I grew up in an era where people thought racism was no big deal. I grew up with race riots at the high school in my home town (players on the same football team on opposing sides of the fighting). In the face of that I learned from neighbors who were black that quality people are quality people regardless of their pigmentation and more generally their appearance. I went to college in Boston through the disgusting Charles Stuart claims. Over my lifetime I've watched the sports teams in Boston change or take a stand on racist policy. I saw a black hockey player wear the home teams jersey. I've seen the city I call home change and evolve in a lot of ways. Do I believe the job is done? No. Do I believe that racism still exists? Yes. But I do not believe it is accepted culturally in Boston at large. There may be pockets of such behavior - as there are pockets of all manner of behaviors that society does not approve of. At this point I believe that racist examples are the outliers in our city.
In my opinion, if you get 30K people to group together for a sports event and could perform instant analysis you'd find all manner of behaviors. You would find X percent of people who still in this day and age drink and drive (probably from that very event). You would find X percent who have an issue with domestic violence (maybe overlapping the drinking?). You'd find X percent that have been arrested for violent crimes. You'd find find X percent that have a white collar criminal past - caught or not. You'd have X percent that have crossed modern society's line for consensual sex, whether it was recent or far in their past. And yes you'd have X percent that are guilty of racism. None of these items would be acceptable to many responding here, but realistically they are still present in our community. But in that group of 30K or 1 million residents of the Boston area the question is - are these behaviors outliers? I believe they are - and as such wince at the perpetuation of a reputation that was true some time ago but I believe we have substantially grown past.

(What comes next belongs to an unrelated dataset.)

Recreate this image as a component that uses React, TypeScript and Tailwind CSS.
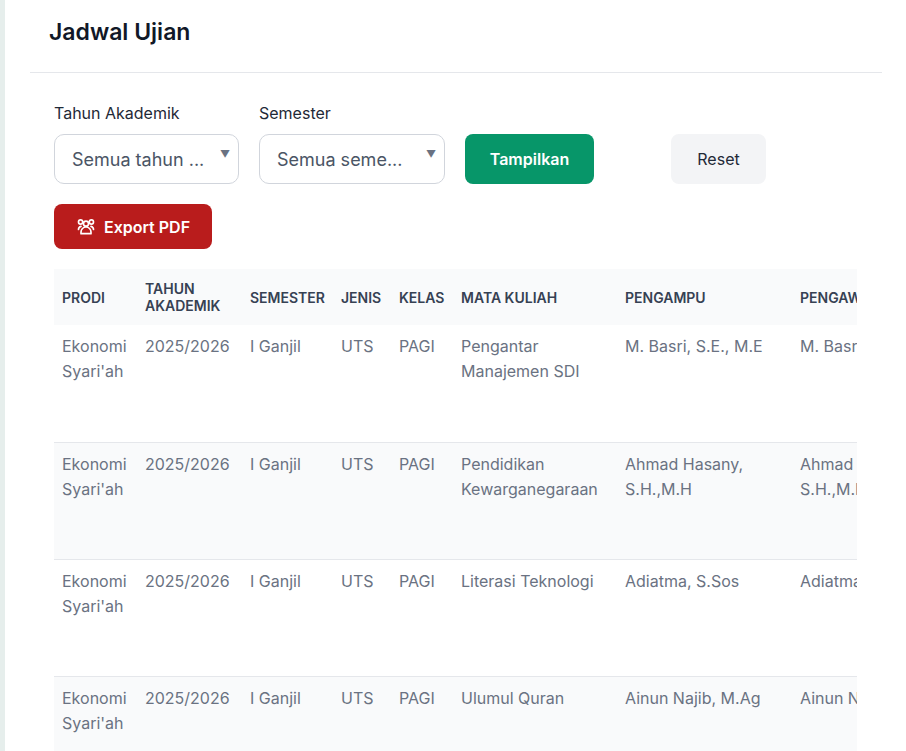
import React from "react";

const rows = [
  ["Pengantar Manajemen SDI", "M. Basri, S.E., M.E", "M. Basri, S.E., M.E"],
  ["Pendidikan Kewarganegaraan", "Ahmad Hasany, S.H.,M.H", "Ahmad Hasany, S.H.,M.H"],
  ["Literasi Teknologi", "Adiatma, S.Sos", "Adiatma, S.Sos"],
  ["Ulumul Quran", "Ainun Najib, M.Ag", "Ainun Najib, M.Ag"],
];
const widths = [83, 105, 91, 58, 62, 164, 175, 200];

export default function App() {
  return (
    <div className="flex min-h-[751px] bg-white text-[#111827]" style={{ fontFamily: "Inter, 'Noto Sans', sans-serif" }}>
      <div className="w-[5px] bg-[#e6eeec] shrink-0" />
      <div className="flex-1 pl-[25px] pr-[24px]">
        <h1 className="h-[73px] pl-[19px] pt-[15px] text-[23px] font-semibold border-b border-gray-200">Jadwal Ujian</h1>
        <div className="pl-[24px] pr-[24px] pt-[28px]">
          <div className="flex items-end">
            <div className="w-[185px] mr-[20px]">
              <div className="text-[16px] mb-[9px] text-[#1f2937]">Tahun Akademik</div>
              <div className="relative h-[50px] rounded-[10px] border border-gray-300 flex items-center pl-[17px] text-[18px] text-gray-600">Semua tahun ...<span className="absolute right-[8px] top-[12px] text-[10px] text-gray-500">▼</span></div>
            </div>
            <div className="w-[186px] mr-[20px]">
              <div className="text-[16px] mb-[9px] text-[#1f2937]">Semester</div>
              <div className="relative h-[50px] rounded-[10px] border border-gray-300 flex items-center pl-[17px] text-[18px] text-gray-600">Semua seme...<span className="absolute right-[8px] top-[12px] text-[10px] text-gray-500">▼</span></div>
            </div>
            <button className="w-[129px] h-[50px] rounded-[8px] bg-[#079669] text-white font-semibold text-[16px] mr-[77px]">Tampilkan</button>
            <button className="w-[95px] h-[50px] rounded-[8px] bg-gray-100 text-[16px] text-[#1f2937]">Reset</button>
          </div>
          <button className="mt-[20px] h-[45px] w-[158px] rounded-[8px] bg-[#b91c1c] text-white font-semibold text-[16px] flex items-center justify-center gap-[8px]">
            <svg width="20" height="20" viewBox="0 0 24 24" fill="none" stroke="currentColor" strokeWidth="2" strokeLinecap="round" strokeLinejoin="round"><circle cx="12" cy="8" r="3"/><circle cx="5.5" cy="6" r="2.5"/><circle cx="18.5" cy="6" r="2.5"/><path d="M6 20v-2a6 6 0 0112 0v2z"/><path d="M3 15a4 4 0 013-3.8M21 15a4 4 0 00-3-3.8"/></svg>
            Export PDF
          </button>
          <div className="mt-[20px] overflow-hidden w-[803px]">
            <table className="border-collapse table-fixed" style={{ width: 938 }}>
              <colgroup>{widths.map((w, i) => <col key={i} style={{ width: w }} />)}</colgroup>
              <thead>
                <tr className="bg-gray-50 h-[56px] text-[14px] font-semibold text-gray-700 text-left">
                  {["PRODI", "TAHUN AKADEMIK", "SEMESTER", "JENIS", "KELAS", "MATA KULIAH", "PENGAMPU", "PENGAWAS"].map(h => (
                    <th key={h} className="px-[8px] font-semibold leading-[17px] whitespace-normal">{h}</th>
                  ))}
                </tr>
              </thead>
              <tbody className="text-[16px] text-gray-500 leading-[25px]">
                {rows.map((r, i) => (
                  <tr key={i} className={`h-[117px] align-top border-b border-gray-200 ${i % 2 ? "bg-gray-50" : ""}`}>
                    <td className="px-[8px] pt-[9px]">Ekonomi Syari'ah</td>
                    <td className="px-[8px] pt-[9px]">2025/2026</td>
                    <td className="px-[8px] pt-[9px]">I Ganjil</td>
                    <td className="px-[8px] pt-[9px]">UTS</td>
                    <td className="px-[8px] pt-[9px]">PAGI</td>
                    <td className="px-[8px] pt-[9px]">{r[0]}</td>
                    <td className="px-[8px] pt-[9px]">{r[1]}</td>
                    <td className="px-[8px] pt-[9px]">{r[2]}</td>
                  </tr>
                ))}
              </tbody>
            </table>
          </div>
        </div>
      </div>
    </div>
  );
}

I reject the tired narrative that Boston is racist. There are outliers in every city, in every town, in every gathering of people in our society. I don't believe Boston is any more racist than the next town. What Boston has due to its past, and due to the mindset of those who live here, and the media who report here, is an extremely strong spotlight for these (and other) behaviors. And the act of shining a strong light on unacceptable behaviors is good. But painting an entire city with the broad brush of any label because of the acts of outliers isn't acceptable either.